What is required: Output every entry exactly as written.

── Data records

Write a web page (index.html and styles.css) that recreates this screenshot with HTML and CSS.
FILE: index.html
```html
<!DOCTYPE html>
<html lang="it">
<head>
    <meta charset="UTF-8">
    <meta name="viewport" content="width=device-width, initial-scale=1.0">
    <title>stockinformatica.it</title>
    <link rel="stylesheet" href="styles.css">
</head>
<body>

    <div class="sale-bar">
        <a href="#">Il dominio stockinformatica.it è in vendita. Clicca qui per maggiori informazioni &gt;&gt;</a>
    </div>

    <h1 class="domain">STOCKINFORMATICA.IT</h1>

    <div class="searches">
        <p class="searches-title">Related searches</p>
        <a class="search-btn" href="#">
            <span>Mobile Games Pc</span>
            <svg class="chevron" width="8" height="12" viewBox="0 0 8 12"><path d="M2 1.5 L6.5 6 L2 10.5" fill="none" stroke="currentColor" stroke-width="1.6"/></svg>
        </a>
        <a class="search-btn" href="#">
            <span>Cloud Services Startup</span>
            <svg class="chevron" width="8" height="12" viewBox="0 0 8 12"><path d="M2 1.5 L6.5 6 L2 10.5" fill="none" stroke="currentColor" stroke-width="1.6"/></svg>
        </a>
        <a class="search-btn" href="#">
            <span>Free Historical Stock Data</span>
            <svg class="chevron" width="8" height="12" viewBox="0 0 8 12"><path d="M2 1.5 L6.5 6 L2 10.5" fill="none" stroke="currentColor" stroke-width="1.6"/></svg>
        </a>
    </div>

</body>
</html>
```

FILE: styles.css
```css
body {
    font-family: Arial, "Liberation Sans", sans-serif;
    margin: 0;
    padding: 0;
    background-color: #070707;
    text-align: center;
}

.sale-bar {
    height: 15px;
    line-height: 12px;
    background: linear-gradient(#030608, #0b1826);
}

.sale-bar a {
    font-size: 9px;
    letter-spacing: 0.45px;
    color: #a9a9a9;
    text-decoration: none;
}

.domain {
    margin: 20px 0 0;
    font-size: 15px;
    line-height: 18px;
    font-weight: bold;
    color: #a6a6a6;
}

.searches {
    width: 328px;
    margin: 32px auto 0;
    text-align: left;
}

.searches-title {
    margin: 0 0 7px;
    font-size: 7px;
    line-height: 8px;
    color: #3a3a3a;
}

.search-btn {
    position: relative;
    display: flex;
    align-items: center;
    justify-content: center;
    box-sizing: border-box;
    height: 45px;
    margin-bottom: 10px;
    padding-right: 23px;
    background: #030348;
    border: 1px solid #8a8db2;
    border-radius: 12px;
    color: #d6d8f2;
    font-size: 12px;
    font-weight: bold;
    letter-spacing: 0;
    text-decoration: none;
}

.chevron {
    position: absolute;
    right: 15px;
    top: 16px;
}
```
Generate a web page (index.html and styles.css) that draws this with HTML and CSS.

────

Finished exercise:
Write a web page (index.html and styles.css) that recreates this screenshot with HTML and CSS.
FILE: index.html
```html
<!DOCTYPE html>
<html lang="it">
<head>
    <meta charset="UTF-8">
    <meta name="viewport" content="width=device-width, initial-scale=1.0">
    <title>stockinformatica.it</title>
    <link rel="stylesheet" href="styles.css">
</head>
<body>

    <div class="sale-bar">
        <a href="#">Il dominio stockinformatica.it è in vendita. Clicca qui per maggiori informazioni &gt;&gt;</a>
    </div>

    <h1 class="domain">STOCKINFORMATICA.IT</h1>

    <div class="searches">
        <p class="searches-title">Related searches</p>
        <a class="search-btn" href="#">
            <span>Mobile Games Pc</span>
            <svg class="chevron" width="8" height="12" viewBox="0 0 8 12"><path d="M2 1.5 L6.5 6 L2 10.5" fill="none" stroke="currentColor" stroke-width="1.6"/></svg>
        </a>
        <a class="search-btn" href="#">
            <span>Cloud Services Startup</span>
            <svg class="chevron" width="8" height="12" viewBox="0 0 8 12"><path d="M2 1.5 L6.5 6 L2 10.5" fill="none" stroke="currentColor" stroke-width="1.6"/></svg>
        </a>
        <a class="search-btn" href="#">
            <span>Free Historical Stock Data</span>
            <svg class="chevron" width="8" height="12" viewBox="0 0 8 12"><path d="M2 1.5 L6.5 6 L2 10.5" fill="none" stroke="currentColor" stroke-width="1.6"/></svg>
        </a>
    </div>

</body>
</html>
```

FILE: styles.css
```css
body {
    font-family: Arial, "Liberation Sans", sans-serif;
    margin: 0;
    padding: 0;
    background-color: #070707;
    text-align: center;
}

.sale-bar {
    height: 15px;
    line-height: 12px;
    background: linear-gradient(#030608, #0b1826);
}

.sale-bar a {
    font-size: 9px;
    letter-spacing: 0.45px;
    color: #a9a9a9;
    text-decoration: none;
}

.domain {
    margin: 20px 0 0;
    font-size: 15px;
    line-height: 18px;
    font-weight: bold;
    color: #a6a6a6;
}

.searches {
    width: 328px;
    margin: 32px auto 0;
    text-align: left;
}

.searches-title {
    margin: 0 0 7px;
    font-size: 7px;
    line-height: 8px;
    color: #3a3a3a;
}

.search-btn {
    position: relative;
    display: flex;
    align-items: center;
    justify-content: center;
    box-sizing: border-box;
    height: 45px;
    margin-bottom: 10px;
    padding-right: 23px;
    background: #030348;
    border: 1px solid #8a8db2;
    border-radius: 12px;
    color: #d6d8f2;
    font-size: 12px;
    font-weight: bold;
    letter-spacing: 0;
    text-decoration: none;
}

.chevron {
    position: absolute;
    right: 15px;
    top: 16px;
}
```
Generate a web page (index.html and styles.css) that draws this with HTML and CSS.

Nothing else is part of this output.